13. If a phone thus to be destroyed contains matters of a genuinely sentimental value (and we do not, by that, mean simply matters of a personal nature such as, for example, downloaded commercial videos or music or materials of that nature), then the Defendant should be afforded the opportunity at his own expense to have that personal material - usually photographs of their family and other matters of a personal nature - extracted before the phone is destroyed.
14. If, however, the use of the phone in the commission of the offence has been slight or even marginal, then that may be a reason why the Court would elect not to order its destruction. This a matter upon which the Court should be addressed at sentencing and in the future should be dealt with in the Crown's conclusions.
15. Turning to the instant case, however, it is clear on the facts that the use of the phone in this case was marginal in the sense that there was a simple message between two friends - the co-accused - arranging to meet on a single occasion. Had it been a simple telephone call or had they been meeting to make that arrangement then the destruction of the phone in question would not have arisen.
16. We therefore revoke our order for the destruction of the phone and direct that it may be returned to the Defendant.
17. The Court would urge Crown and defence counsel to agree a position with regard to a Defendant's phone prior to any sentencing hearing. If it cannot be agreed then the Crown's position should be articulated in its conclusions and then the defence may address the Court on the issue during the course of mitigation in the usual way.

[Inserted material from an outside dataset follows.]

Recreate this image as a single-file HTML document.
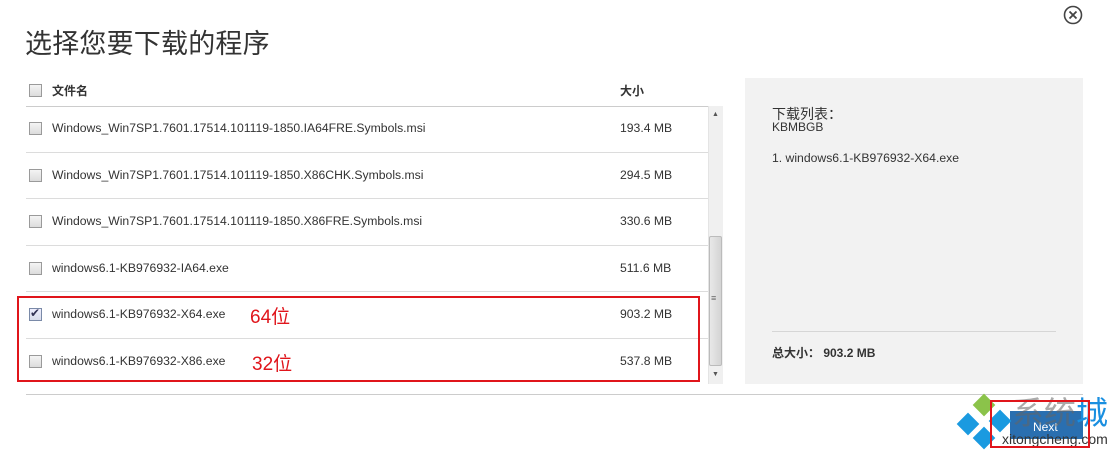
<!DOCTYPE html>
<html><head><meta charset="utf-8"><style>
*{margin:0;padding:0;box-sizing:border-box}
body{width:1111px;height:452px;background:#fff;position:relative;overflow:hidden;font-family:"Liberation Sans","Noto Sans CJK SC",sans-serif;color:#333}
.a{position:absolute;white-space:nowrap}
.cb{position:absolute;width:13px;height:13px;border:1px solid #9a9a9a;background:linear-gradient(#f4f4f4,#dcdcdc)}
.hl{position:absolute;height:1px;background:#dcdcdc}
.fn{font-size:12.2px;color:#333}
.d{position:absolute;width:16px;height:16px;transform:rotate(45deg);background:#1a9ae0}
</style></head><body>
<div class="a" style="left:25px;top:22px;font-size:27px;color:#333;letter-spacing:0.2px">选择您要下载的程序</div>
<svg class="a" style="left:1062px;top:4px" width="22" height="22" viewBox="0 0 22 22"><circle cx="11" cy="11" r="8.5" fill="none" stroke="#444" stroke-width="1.6"/><path d="M7.5 7.5L14.5 14.5M14.5 7.5L7.5 14.5" stroke="#444" stroke-width="1.8"/></svg>

<div class="cb" style="left:29px;top:84px"></div>
<div class="a" style="left:52px;top:82px;font-size:12px;font-weight:bold">文件名</div>
<div class="a" style="left:620px;top:82px;font-size:12px;font-weight:bold">大小</div>
<div class="hl" style="left:26px;top:106px;width:682px;background:#ccc"></div>

<div class="cb" style="left:29px;top:122px"></div><div class="a fn" style="left:52px;top:121px">Windows_Win7SP1.7601.17514.101119-1850.IA64FRE.Symbols.msi</div><div class="a fn" style="left:620px;top:121px">193.4 MB</div>
<div class="hl" style="left:26px;top:152px;width:682px"></div>
<div class="cb" style="left:29px;top:169px"></div><div class="a fn" style="left:52px;top:168px">Windows_Win7SP1.7601.17514.101119-1850.X86CHK.Symbols.msi</div><div class="a fn" style="left:620px;top:168px">294.5 MB</div>
<div class="hl" style="left:26px;top:198px;width:682px"></div>
<div class="cb" style="left:29px;top:215px"></div><div class="a fn" style="left:52px;top:214px">Windows_Win7SP1.7601.17514.101119-1850.X86FRE.Symbols.msi</div><div class="a fn" style="left:620px;top:214px">330.6 MB</div>
<div class="hl" style="left:26px;top:245px;width:682px"></div>
<div class="cb" style="left:29px;top:262px"></div><div class="a fn" style="left:52px;top:261px">windows6.1-KB976932-IA64.exe</div><div class="a fn" style="left:620px;top:261px">511.6 MB</div>
<div class="hl" style="left:26px;top:291px;width:682px"></div>
<div class="cb" style="left:29px;top:308px;background:linear-gradient(#eef,#d8dcea);border-color:#7a8aa8"></div>
<div class="a" style="left:30px;top:306px;font-size:12px;color:#335">✔</div>
<div class="a fn" style="left:52px;top:307px">windows6.1-KB976932-X64.exe</div><div class="a fn" style="left:620px;top:307px">903.2 MB</div>
<div class="a" style="left:250px;top:302px;font-size:19px;color:#e0151b">64位</div>
<div class="hl" style="left:26px;top:338px;width:682px"></div>
<div class="cb" style="left:29px;top:355px"></div><div class="a fn" style="left:52px;top:354px">windows6.1-KB976932-X86.exe</div><div class="a fn" style="left:620px;top:354px">537.8 MB</div>
<div class="a" style="left:252px;top:349px;font-size:19px;color:#e0151b">32位</div>
<div class="a" style="left:17px;top:296px;width:683px;height:86px;border:2px solid #e0151b"></div>

<div class="a" style="left:708px;top:106px;width:15px;height:278px;background:#f0f0f0;border-left:1px solid #e4e4e4"></div>
<div class="a" style="left:712px;top:111px;font-size:7px;color:#555">▲</div>
<div class="a" style="left:709px;top:236px;width:13px;height:130px;background:linear-gradient(90deg,#e8e8e8,#d4d4d4);border:1px solid #bbb;border-radius:2px"></div>
<div class="a" style="left:711px;top:293px;font-size:9px;color:#666">≡</div>
<div class="a" style="left:712px;top:371px;font-size:7px;color:#555">▼</div>
<div class="hl" style="left:26px;top:394px;width:1057px;background:#ccc"></div>

<div class="a" style="left:745px;top:78px;width:338px;height:306px;background:#f2f2f2"></div>
<div class="a" style="left:772px;top:104px;font-size:14px;color:#333">下载列表：</div>
<div class="a" style="left:772px;top:120px;font-size:12px">KBMBGB</div>
<div class="a" style="left:772px;top:151px;font-size:12.2px">1. windows6.1-KB976932-X64.exe</div>
<div class="hl" style="left:772px;top:331px;width:284px;background:#d6d6d6"></div>
<div class="a" style="left:772px;top:344px;font-size:12px;font-weight:bold">总大小： 903.2 MB</div>

<div class="a" style="left:1010px;top:411px;width:73px;height:28px;background:#2a6fb0"></div>
<div class="a" style="left:1033px;top:420px;font-size:12px;color:#fff">Next</div>
<div class="a" style="left:1012px;top:394px;font-size:32px;line-height:38px;color:rgba(100,100,100,0.55);letter-spacing:0px">系统<span style="color:#1a8fe0">城</span></div>
<div class="a" style="left:1002px;top:431px;font-size:14px;color:#333">xitongcheng.com</div>
<div class="d" style="left:976px;top:397px;background:#8bc34a"></div>
<div class="d" style="left:960px;top:416px"></div>
<div class="d" style="left:992px;top:413px"></div>
<div class="d" style="left:976px;top:430px"></div>
<div class="a" style="left:990px;top:400px;width:100px;height:48px;border:2px solid #e0151b"></div>
</body></html>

18. We repeat, however, that it remains entirely within the discretion of the Court to order the destruction of a phone, with or without delay to afford the Defendant the opportunity to preserve personal items, and that in the vast majority of cases, where a phone has been used as a significant ancillary part of the commission of the crime, including to make arrangements in connection with the offence or in ways more serious than that, its destruction will be ordered.